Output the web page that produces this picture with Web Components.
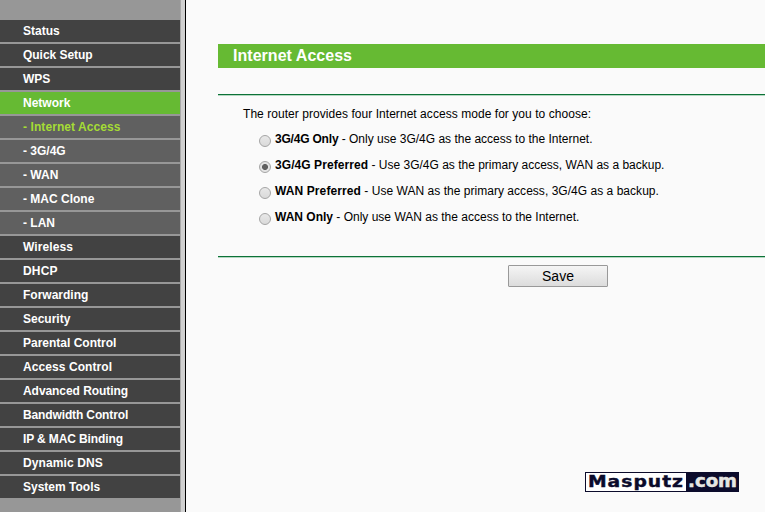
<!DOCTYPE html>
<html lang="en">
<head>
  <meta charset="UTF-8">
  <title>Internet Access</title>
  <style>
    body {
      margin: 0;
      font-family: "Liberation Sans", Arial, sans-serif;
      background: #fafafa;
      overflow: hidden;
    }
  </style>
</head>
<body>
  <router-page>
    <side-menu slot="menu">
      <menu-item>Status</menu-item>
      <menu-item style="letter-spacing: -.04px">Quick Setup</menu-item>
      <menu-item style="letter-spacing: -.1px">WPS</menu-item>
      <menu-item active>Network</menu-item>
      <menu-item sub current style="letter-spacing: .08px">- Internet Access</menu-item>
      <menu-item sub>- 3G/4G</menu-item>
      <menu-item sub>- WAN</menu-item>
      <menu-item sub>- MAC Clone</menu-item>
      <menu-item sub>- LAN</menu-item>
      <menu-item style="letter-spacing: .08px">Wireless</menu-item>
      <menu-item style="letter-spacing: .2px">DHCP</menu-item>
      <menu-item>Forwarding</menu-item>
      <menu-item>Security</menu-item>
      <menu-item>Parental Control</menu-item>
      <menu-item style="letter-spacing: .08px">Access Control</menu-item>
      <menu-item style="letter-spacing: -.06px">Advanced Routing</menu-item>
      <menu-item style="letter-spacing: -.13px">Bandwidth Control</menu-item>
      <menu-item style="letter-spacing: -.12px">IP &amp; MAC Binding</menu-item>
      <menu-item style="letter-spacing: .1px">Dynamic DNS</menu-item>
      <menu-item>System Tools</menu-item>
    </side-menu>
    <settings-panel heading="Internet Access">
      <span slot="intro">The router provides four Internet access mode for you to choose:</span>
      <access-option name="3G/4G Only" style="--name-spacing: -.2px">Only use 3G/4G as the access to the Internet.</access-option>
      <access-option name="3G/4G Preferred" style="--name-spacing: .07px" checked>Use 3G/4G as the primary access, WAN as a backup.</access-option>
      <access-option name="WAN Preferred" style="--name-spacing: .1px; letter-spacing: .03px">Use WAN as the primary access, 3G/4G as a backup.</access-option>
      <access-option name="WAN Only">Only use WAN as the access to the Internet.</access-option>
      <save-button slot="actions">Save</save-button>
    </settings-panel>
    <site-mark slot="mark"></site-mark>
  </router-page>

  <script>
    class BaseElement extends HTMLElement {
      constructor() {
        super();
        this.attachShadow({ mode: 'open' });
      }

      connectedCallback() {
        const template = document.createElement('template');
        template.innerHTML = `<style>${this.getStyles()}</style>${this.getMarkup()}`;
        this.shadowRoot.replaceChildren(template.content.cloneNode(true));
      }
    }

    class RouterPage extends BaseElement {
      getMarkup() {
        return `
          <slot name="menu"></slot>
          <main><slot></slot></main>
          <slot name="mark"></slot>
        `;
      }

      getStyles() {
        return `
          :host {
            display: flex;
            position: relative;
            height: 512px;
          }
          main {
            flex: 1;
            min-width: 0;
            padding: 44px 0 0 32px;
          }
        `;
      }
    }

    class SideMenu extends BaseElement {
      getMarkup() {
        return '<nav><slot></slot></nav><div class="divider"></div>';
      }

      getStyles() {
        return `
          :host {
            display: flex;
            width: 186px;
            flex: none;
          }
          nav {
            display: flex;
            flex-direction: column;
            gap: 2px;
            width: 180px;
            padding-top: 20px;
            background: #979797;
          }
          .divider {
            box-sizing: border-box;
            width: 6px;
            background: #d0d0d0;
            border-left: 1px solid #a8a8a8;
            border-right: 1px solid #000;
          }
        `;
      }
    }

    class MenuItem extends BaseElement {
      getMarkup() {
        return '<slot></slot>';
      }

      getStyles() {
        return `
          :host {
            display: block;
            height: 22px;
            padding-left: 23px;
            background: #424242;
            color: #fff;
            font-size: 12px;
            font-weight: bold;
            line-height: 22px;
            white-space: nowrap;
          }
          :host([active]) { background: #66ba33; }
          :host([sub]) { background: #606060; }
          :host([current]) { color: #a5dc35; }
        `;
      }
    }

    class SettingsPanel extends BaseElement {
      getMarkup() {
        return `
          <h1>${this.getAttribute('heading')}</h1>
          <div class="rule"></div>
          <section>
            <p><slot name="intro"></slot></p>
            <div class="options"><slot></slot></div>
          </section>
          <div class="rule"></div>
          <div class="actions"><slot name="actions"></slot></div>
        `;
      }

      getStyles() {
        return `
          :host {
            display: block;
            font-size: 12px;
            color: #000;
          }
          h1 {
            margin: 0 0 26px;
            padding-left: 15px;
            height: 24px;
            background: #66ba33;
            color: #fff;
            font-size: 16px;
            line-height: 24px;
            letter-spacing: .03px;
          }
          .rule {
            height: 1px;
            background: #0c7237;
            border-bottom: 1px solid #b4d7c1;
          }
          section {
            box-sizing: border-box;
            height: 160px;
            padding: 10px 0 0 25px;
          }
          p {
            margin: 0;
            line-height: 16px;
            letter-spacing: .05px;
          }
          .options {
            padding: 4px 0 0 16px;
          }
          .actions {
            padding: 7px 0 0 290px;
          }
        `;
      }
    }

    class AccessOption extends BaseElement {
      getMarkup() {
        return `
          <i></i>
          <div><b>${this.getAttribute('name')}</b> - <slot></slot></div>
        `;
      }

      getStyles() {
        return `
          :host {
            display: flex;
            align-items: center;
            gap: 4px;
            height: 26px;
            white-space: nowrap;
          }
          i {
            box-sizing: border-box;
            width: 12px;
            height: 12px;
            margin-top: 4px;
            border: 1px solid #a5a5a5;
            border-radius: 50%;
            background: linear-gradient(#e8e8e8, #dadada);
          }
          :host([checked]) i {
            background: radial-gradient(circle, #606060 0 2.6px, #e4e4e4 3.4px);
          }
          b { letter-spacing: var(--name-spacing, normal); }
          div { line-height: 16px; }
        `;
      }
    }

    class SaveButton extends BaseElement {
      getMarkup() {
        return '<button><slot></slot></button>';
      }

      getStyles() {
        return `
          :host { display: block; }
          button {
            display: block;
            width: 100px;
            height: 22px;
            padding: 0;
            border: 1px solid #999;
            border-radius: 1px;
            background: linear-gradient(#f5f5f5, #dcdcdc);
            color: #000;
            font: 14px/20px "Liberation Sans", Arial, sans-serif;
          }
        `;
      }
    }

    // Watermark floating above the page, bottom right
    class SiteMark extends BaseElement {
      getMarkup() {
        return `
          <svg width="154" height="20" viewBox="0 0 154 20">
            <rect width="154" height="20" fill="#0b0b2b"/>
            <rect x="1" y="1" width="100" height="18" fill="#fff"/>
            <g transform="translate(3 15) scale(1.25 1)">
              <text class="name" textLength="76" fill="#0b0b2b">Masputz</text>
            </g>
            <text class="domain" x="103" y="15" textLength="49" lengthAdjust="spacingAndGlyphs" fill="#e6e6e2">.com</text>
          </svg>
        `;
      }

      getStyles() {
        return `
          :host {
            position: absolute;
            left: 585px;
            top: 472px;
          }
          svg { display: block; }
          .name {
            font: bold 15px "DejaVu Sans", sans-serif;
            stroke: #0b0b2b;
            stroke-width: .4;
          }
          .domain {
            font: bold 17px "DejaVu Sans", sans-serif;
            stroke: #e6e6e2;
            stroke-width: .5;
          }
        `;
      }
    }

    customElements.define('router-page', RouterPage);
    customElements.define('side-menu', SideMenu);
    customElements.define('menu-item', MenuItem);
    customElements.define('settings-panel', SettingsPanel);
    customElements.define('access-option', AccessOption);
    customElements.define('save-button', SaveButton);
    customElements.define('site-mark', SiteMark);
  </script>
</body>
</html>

Task directions =
Without the pictures, write out all of the material exactly.

Result =
Output the web page that produces this picture with Web Components.
<!DOCTYPE html>
<html lang="en">
<head>
  <meta charset="UTF-8">
  <title>Internet Access</title>
  <style>
    body {
      margin: 0;
      font-family: "Liberation Sans", Arial, sans-serif;
      background: #fafafa;
      overflow: hidden;
    }
  </style>
</head>
<body>
  <router-page>
    <side-menu slot="menu">
      <menu-item>Status</menu-item>
      <menu-item style="letter-spacing: -.04px">Quick Setup</menu-item>
      <menu-item style="letter-spacing: -.1px">WPS</menu-item>
      <menu-item active>Network</menu-item>
      <menu-item sub current style="letter-spacing: .08px">- Internet Access</menu-item>
      <menu-item sub>- 3G/4G</menu-item>
      <menu-item sub>- WAN</menu-item>
      <menu-item sub>- MAC Clone</menu-item>
      <menu-item sub>- LAN</menu-item>
      <menu-item style="letter-spacing: .08px">Wireless</menu-item>
      <menu-item style="letter-spacing: .2px">DHCP</menu-item>
      <menu-item>Forwarding</menu-item>
      <menu-item>Security</menu-item>
      <menu-item>Parental Control</menu-item>
      <menu-item style="letter-spacing: .08px">Access Control</menu-item>
      <menu-item style="letter-spacing: -.06px">Advanced Routing</menu-item>
      <menu-item style="letter-spacing: -.13px">Bandwidth Control</menu-item>
      <menu-item style="letter-spacing: -.12px">IP &amp; MAC Binding</menu-item>
      <menu-item style="letter-spacing: .1px">Dynamic DNS</menu-item>
      <menu-item>System Tools</menu-item>
    </side-menu>
    <settings-panel heading="Internet Access">
      <span slot="intro">The router provides four Internet access mode for you to choose:</span>
      <access-option name="3G/4G Only" style="--name-spacing: -.2px">Only use 3G/4G as the access to the Internet.</access-option>
      <access-option name="3G/4G Preferred" style="--name-spacing: .07px" checked>Use 3G/4G as the primary access, WAN as a backup.</access-option>
      <access-option name="WAN Preferred" style="--name-spacing: .1px; letter-spacing: .03px">Use WAN as the primary access, 3G/4G as a backup.</access-option>
      <access-option name="WAN Only">Only use WAN as the access to the Internet.</access-option>
      <save-button slot="actions">Save</save-button>
    </settings-panel>
    <site-mark slot="mark"></site-mark>
  </router-page>

  <script>
    class BaseElement extends HTMLElement {
      constructor() {
        super();
        this.attachShadow({ mode: 'open' });
      }

      connectedCallback() {
        const template = document.createElement('template');
        template.innerHTML = `<style>${this.getStyles()}</style>${this.getMarkup()}`;
        this.shadowRoot.replaceChildren(template.content.cloneNode(true));
      }
    }

    class RouterPage extends BaseElement {
      getMarkup() {
        return `
          <slot name="menu"></slot>
          <main><slot></slot></main>
          <slot name="mark"></slot>
        `;
      }

      getStyles() {
        return `
          :host {
            display: flex;
            position: relative;
            height: 512px;
          }
          main {
            flex: 1;
            min-width: 0;
            padding: 44px 0 0 32px;
          }
        `;
      }
    }

    class SideMenu extends BaseElement {
      getMarkup() {
        return '<nav><slot></slot></nav><div class="divider"></div>';
      }

      getStyles() {
        return `
          :host {
            display: flex;
            width: 186px;
            flex: none;
          }
          nav {
            display: flex;
            flex-direction: column;
            gap: 2px;
            width: 180px;
            padding-top: 20px;
            background: #979797;
          }
          .divider {
            box-sizing: border-box;
            width: 6px;
            background: #d0d0d0;
            border-left: 1px solid #a8a8a8;
            border-right: 1px solid #000;
          }
        `;
      }
    }

    class MenuItem extends BaseElement {
      getMarkup() {
        return '<slot></slot>';
      }

      getStyles() {
        return `
          :host {
            display: block;
            height: 22px;
            padding-left: 23px;
            background: #424242;
            color: #fff;
            font-size: 12px;
            font-weight: bold;
            line-height: 22px;
            white-space: nowrap;
          }
          :host([active]) { background: #66ba33; }
          :host([sub]) { background: #606060; }
          :host([current]) { color: #a5dc35; }
        `;
      }
    }

    class SettingsPanel extends BaseElement {
      getMarkup() {
        return `
          <h1>${this.getAttribute('heading')}</h1>
          <div class="rule"></div>
          <section>
            <p><slot name="intro"></slot></p>
            <div class="options"><slot></slot></div>
          </section>
          <div class="rule"></div>
          <div class="actions"><slot name="actions"></slot></div>
        `;
      }

      getStyles() {
        return `
          :host {
            display: block;
            font-size: 12px;
            color: #000;
          }
          h1 {
            margin: 0 0 26px;
            padding-left: 15px;
            height: 24px;
            background: #66ba33;
            color: #fff;
            font-size: 16px;
            line-height: 24px;
            letter-spacing: .03px;
          }
          .rule {
            height: 1px;
            background: #0c7237;
            border-bottom: 1px solid #b4d7c1;
          }
          section {
            box-sizing: border-box;
            height: 160px;
            padding: 10px 0 0 25px;
          }
          p {
            margin: 0;
            line-height: 16px;
            letter-spacing: .05px;
          }
          .options {
            padding: 4px 0 0 16px;
          }
          .actions {
            padding: 7px 0 0 290px;
          }
        `;
      }
    }

    class AccessOption extends BaseElement {
      getMarkup() {
        return `
          <i></i>
          <div><b>${this.getAttribute('name')}</b> - <slot></slot></div>
        `;
      }

      getStyles() {
        return `
          :host {
            display: flex;
            align-items: center;
            gap: 4px;
            height: 26px;
            white-space: nowrap;
          }
          i {
            box-sizing: border-box;
            width: 12px;
            height: 12px;
            margin-top: 4px;
            border: 1px solid #a5a5a5;
            border-radius: 50%;
            background: linear-gradient(#e8e8e8, #dadada);
          }
          :host([checked]) i {
            background: radial-gradient(circle, #606060 0 2.6px, #e4e4e4 3.4px);
          }
          b { letter-spacing: var(--name-spacing, normal); }
          div { line-height: 16px; }
        `;
      }
    }

    class SaveButton extends BaseElement {
      getMarkup() {
        return '<button><slot></slot></button>';
      }

      getStyles() {
        return `
          :host { display: block; }
          button {
            display: block;
            width: 100px;
            height: 22px;
            padding: 0;
            border: 1px solid #999;
            border-radius: 1px;
            background: linear-gradient(#f5f5f5, #dcdcdc);
            color: #000;
            font: 14px/20px "Liberation Sans", Arial, sans-serif;
          }
        `;
      }
    }

    // Watermark floating above the page, bottom right
    class SiteMark extends BaseElement {
      getMarkup() {
        return `
          <svg width="154" height="20" viewBox="0 0 154 20">
            <rect width="154" height="20" fill="#0b0b2b"/>
            <rect x="1" y="1" width="100" height="18" fill="#fff"/>
            <g transform="translate(3 15) scale(1.25 1)">
              <text class="name" textLength="76" fill="#0b0b2b">Masputz</text>
            </g>
            <text class="domain" x="103" y="15" textLength="49" lengthAdjust="spacingAndGlyphs" fill="#e6e6e2">.com</text>
          </svg>
        `;
      }

      getStyles() {
        return `
          :host {
            position: absolute;
            left: 585px;
            top: 472px;
          }
          svg { display: block; }
          .name {
            font: bold 15px "DejaVu Sans", sans-serif;
            stroke: #0b0b2b;
            stroke-width: .4;
          }
          .domain {
            font: bold 17px "DejaVu Sans", sans-serif;
            stroke: #e6e6e2;
            stroke-width: .5;
          }
        `;
      }
    }

    customElements.define('router-page', RouterPage);
    customElements.define('side-menu', SideMenu);
    customElements.define('menu-item', MenuItem);
    customElements.define('settings-panel', SettingsPanel);
    customElements.define('access-option', AccessOption);
    customElements.define('save-button', SaveButton);
    customElements.define('site-mark', SiteMark);
  </script>
</body>
</html>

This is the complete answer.